Surabaya, IDN Times - Beberapa fakta terkuak dalam peristiwa bom bunuh diri di depan Gereja Katedral Makassar dan penyerangan Mabes Polri. Kedua pelaku diketahui masih berasal dari generasi Millennials. L pelaku bom berusia 26 tahun, sedangkan ZA pelaku penyerangan berusia 25 tahun. Selain itu, keduanya juga memiliki kermiripan dalam menuliskan surat wasiat.
1. Bukan hanya soal usia, tapi media penyebarannya

Fakta itu lantas menghasilkan hipotesis kalau Millennials dalam usia produktif mudah terpapar radikalisme. Menurut, Psikolog asal Universitas Airlangga (Unair), Ilham Nur Alfian, penyebaran radikalisme bukan menyasar usianya, tapi transmisi medianya.

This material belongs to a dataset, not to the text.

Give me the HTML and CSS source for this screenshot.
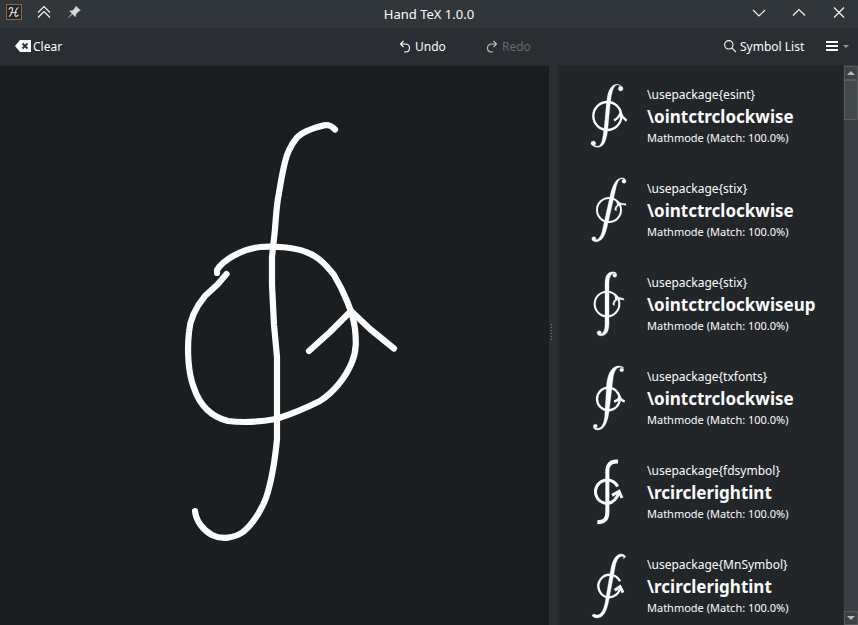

“Saat ini konteksnya adalah model doktrinasi ideologi kekerasan dan radikalisme tersebut dilakukan dengan media-media sosial,” tegasnya, Kamis (8/4/2021).
Terorisme modern, kata Ilham, lebih menyasar pada propaganda virtual dengan bantuan media untuk melipat gandakan teror dan pelaku teror di suatu negara, termasuk Indonesia. Serangan teroris modern mengalami penurunan dalam hal kualitas, namun meningkat dalam hal popularitas.

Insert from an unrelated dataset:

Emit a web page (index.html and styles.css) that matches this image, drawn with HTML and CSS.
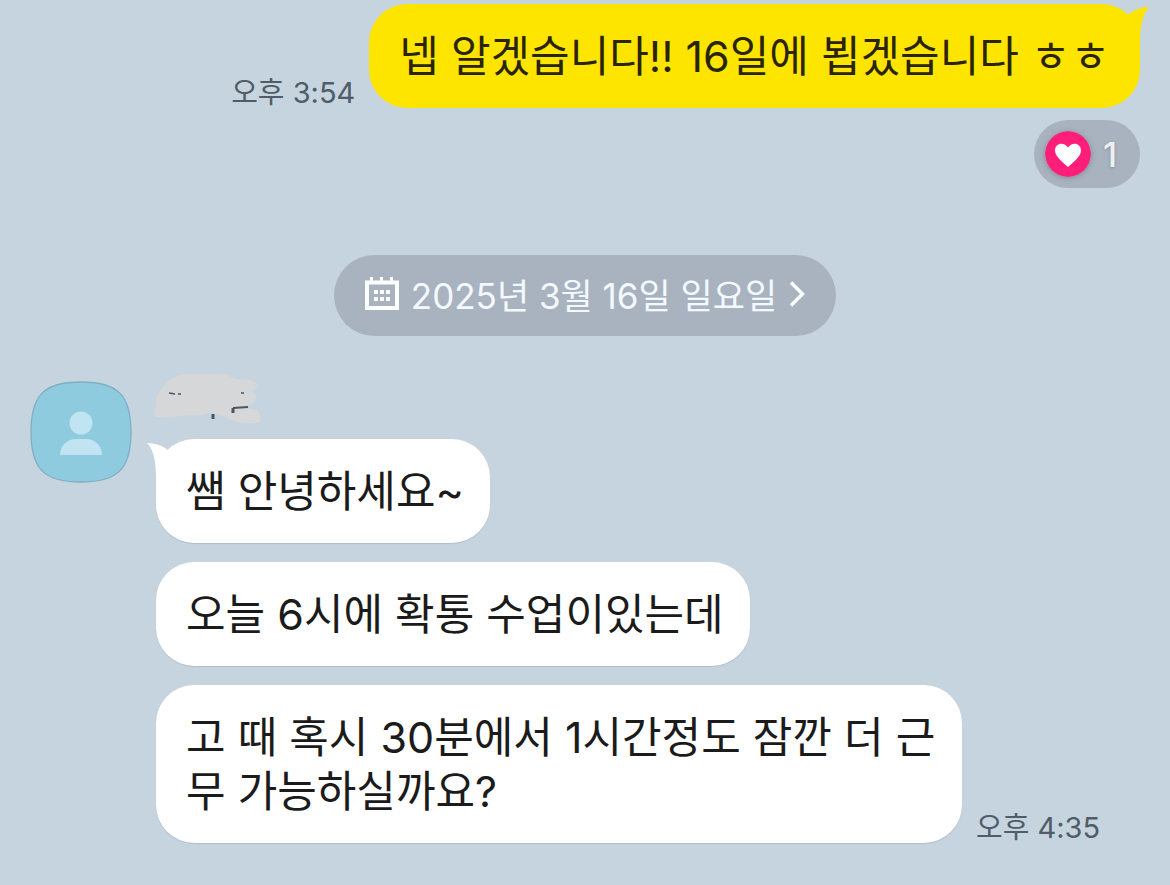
FILE: index.html
```html
<!DOCTYPE html>
<html lang="ko">
<head>
    <meta charset="UTF-8">
    <meta name="viewport" content="width=device-width, initial-scale=1.0">
    <title>채팅</title>
    <link rel="stylesheet" href="styles.css">
</head>
<body>
    <main class="chat">
        <section class="sent">
            <div class="message-row">
                <time class="time" datetime="15:54">오후 3:54</time>
                <p class="bubble bubble-sent">
                    넵 알겠습니다!! 16일에 뵙겠습니다 ㅎㅎ
                    <svg class="tail tail-right" viewBox="0 0 34 34" aria-hidden="true">
                        <path d="M22 11 Q31 3 43 3 Q34 13 34 38 H0 V24 Z"/>
                    </svg>
                </p>
            </div>
            <button class="reaction" type="button">
                <svg class="heart" viewBox="0 0 46 46" aria-hidden="true">
                    <circle cx="23" cy="23" r="23" fill="#ff1f7a"/>
                    <path d="M23 36 C19 32 10 26 10 19.500 C10 11.500 19.500 10.500 23 16.500 C26.500 10.500 36 11.500 36 19.500 C36 26 27 32 23 36 Z" fill="#fff"/>
                </svg>
                <span>1</span>
            </button>
        </section>

        <button class="date" type="button">
            <svg class="calendar" viewBox="0 0 34 34" aria-hidden="true">
                <path d="M2 5.500 H32 V31 H2 Z" fill="none" stroke="#fff" stroke-width="4"/>
                <path d="M5 0h3v5H5zM15 0h3v5h-3zM25 0h3v5h-3z" fill="#fff"/>
                <path d="M9 13h4v4H9zM15 13h4v4h-4zM21 13h4v4h-4zM9 20h4v4H9zM15 20h4v4h-4zM21 20h4v4h-4z" fill="#fff"/>
            </svg>
            <span>2025년 3월 16일 일요일</span>
            <svg class="arrow" viewBox="0 0 16 26" aria-hidden="true">
                <path d="M2 1.500 L13.500 13 L2 24.500" fill="none" stroke="#fff" stroke-width="3.400"/>
            </svg>
        </button>

        <section class="received">
            <svg class="avatar" viewBox="0 0 102 102" role="img" aria-label="프로필">
                <path d="M51 1 C88 1 101 14 101 51 C101 88 88 101 51 101 C14 101 1 88 1 51 C1 14 14 1 51 1 Z" fill="#8ecbdf" stroke="#7eafc3" stroke-width="1.300"/>
                <circle cx="51" cy="42" r="11.500" fill="#c0e4f1"/>
                <path d="M30 74 C30 64 38 58 46 58 H56 C64 58 72 64 72 74 Z" fill="#c0e4f1"/>
            </svg>
            <div class="messages">
                <!-- name, scribbled over -->
                <svg class="name" viewBox="0 0 110 50" aria-hidden="true">
                    <path d="M4 21 L14 8 Q21 1 31 0 H66 Q76 1 82 5 L98 6 Q104 7 104 12 Q103 15 98 17 Q105 20 103 25 Q101 30 90 34 L104 36 Q110 41 106 49 H94 Q80 48 72 43 L57 38 Q48 43 34 41 Q18 44 3 43 Q-1 38 3 33 Z" fill="#d6d7d8"/>
                    <g fill="none" stroke="#4b5661">
                        <path d="M16 19 L22 20 M25 20 H28 M88 19 H91" stroke-width="1.500"/>
                        <path d="M60 40 V45 M80 39 V34" stroke-width="3"/>
                        <path d="M80 34 L95 33" stroke-width="2"/>
                    </g>
                </svg>
                <p class="bubble">
                    쌤 안녕하세요~
                    <svg class="tail tail-left" viewBox="0 0 34 34" aria-hidden="true">
                        <path d="M21 11 Q12 4 0 4 Q9 13 9 38 H34 V24 Z"/>
                    </svg>
                </p>
                <p class="bubble">오늘 6시에 확통 수업이있는데</p>
                <div class="message-row">
                    <p class="bubble">고 때 혹시 30분에서 1시간정도 잠깐 더 근무 가능하실까요?</p>
                    <time class="time" datetime="16:35">오후 4:35</time>
                </div>
            </div>
        </section>
    </main>
</body>
</html>
```

FILE: styles.css
```css
* {
    box-sizing: border-box;
}

body {
    margin: 0;
    min-height: 100vh;
    background-color: #c6d4df;
    color: #1b1b1b;
    font-family: Inter, "Noto Sans CJK KR", sans-serif;
}

p {
    margin: 0;
}

svg {
    display: block;
    flex-shrink: 0;
}

button {
    border: none;
    font-family: inherit;
    cursor: pointer;
}

.chat {
    display: flex;
    flex-direction: column;
    padding: 4px 30px 30px;
}

.sent {
    display: flex;
    flex-direction: column;
    align-items: flex-end;
    gap: 12px;
}

.message-row {
    display: flex;
    align-items: flex-end;
    gap: 14px;
}

.bubble {
    position: relative;
    max-width: 806px;
    padding: 25px 26px 25px 30px;
    border-radius: 38px;
    background-color: #fff;
    box-shadow: 0 1px 1px rgba(90, 110, 130, 0.2);
    font-size: 43px;
    line-height: 54px;
}

.bubble-sent {
    padding-right: 30px;
    background-color: #fee500;
    box-shadow: none;
    color: #2a2500;
}

.tail {
    position: absolute;
    top: 0;
    width: 34px;
    height: 34px;
    overflow: visible;
}

.tail-left {
    left: -9px;
    fill: #fff;
}

.tail-right {
    right: 0;
    fill: #fee500;
}

.time {
    flex-shrink: 0;
    color: #505d68;
    font-size: 29px;
    line-height: 30px;
}

.reaction {
    display: flex;
    align-items: center;
    gap: 12px;
    height: 68px;
    padding: 0 23px 0 11px;
    border-radius: 34px;
    background-color: #a8b3bf;
    color: #eeeff1;
    font-size: 34px;
    font-weight: 500;
    text-shadow: 0 1px 3px rgba(90, 100, 110, 0.5);
}

.heart {
    width: 46px;
    height: 46px;
    border-radius: 50%;
    box-shadow: 0 1px 5px rgba(90, 100, 110, 0.5);
}

.date {
    display: flex;
    align-items: center;
    align-self: center;
    gap: 12px;
    margin: 67px 0 38px;
    padding: 0 31px 4px;
    height: 81px;
    border-radius: 41px;
    background-color: #a8b3bf;
    color: #f4f8ff;
    font-size: 35px;
}

.calendar {
    width: 34px;
    height: 34px;
}

.arrow {
    width: 16px;
    height: 26px;
}

.received {
    display: flex;
    align-items: flex-start;
    gap: 24px;
}

.avatar {
    width: 102px;
    height: 102px;
    margin-top: 7px;
}

.messages {
    display: flex;
    flex-direction: column;
    align-items: flex-start;
    gap: 19px;
}

.name {
    width: 110px;
    height: 50px;
    margin: 0 0 -4px -3px;
}
```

2. Disebut ada propaganda virtual

Koordinator Bidang Kuliah Bersama Pusat Pendidikan Kebangsaan, Karakter dan Inter Profesional Education (PPK2IPE) Unair ini menambahkan, Millennials gemar berselancar di media sosial menjadi alasan bahwa mereka mudah terpapar oleh ideologi kekerasan dan terorisme.
"Dalam konteks penggunaan propaganda virtual inilah kelompok Millennial atau yang saat ini masuk usia produktif pasti sangat berisiko dan rentan menerima doktrin tersebut karena aktivitas mereka memang berselancar di media sosial,” jelas Ilham.
3. Imbau terus berpikir kritis

Masyarakat yang terpapar oleh propaganda virtual cenderung melancarkan pola serangan terorisme yang bersifat “Lone Wolf”. Mereka cenderung melakukan aksinya dengan skala kecil dan acak. Karakteristik seorang teroris secara psikologis juga sulit untuk diidentifikasi.
"Di sinilah bahayanya, serangan bisa terjadi dimana saja dan kapan saja,” kata Ilham.
“Agak sulit memang mengidentifikasi karakteristik psikologis apa yang secara khusus bisa mengidentifikasi kecenderungan orang-orang yang akan melakukan tindakan terorisme,” dia menambahkan.
Ilham berpesan untuk mencegah agar masyarakat tidak mudah terpapar ideologi kekerasan dan terorisme maka harus berhati-hati dalam menerima segala informasi. Dengan berpikir kritis di tengah banjir informasi di media sosial.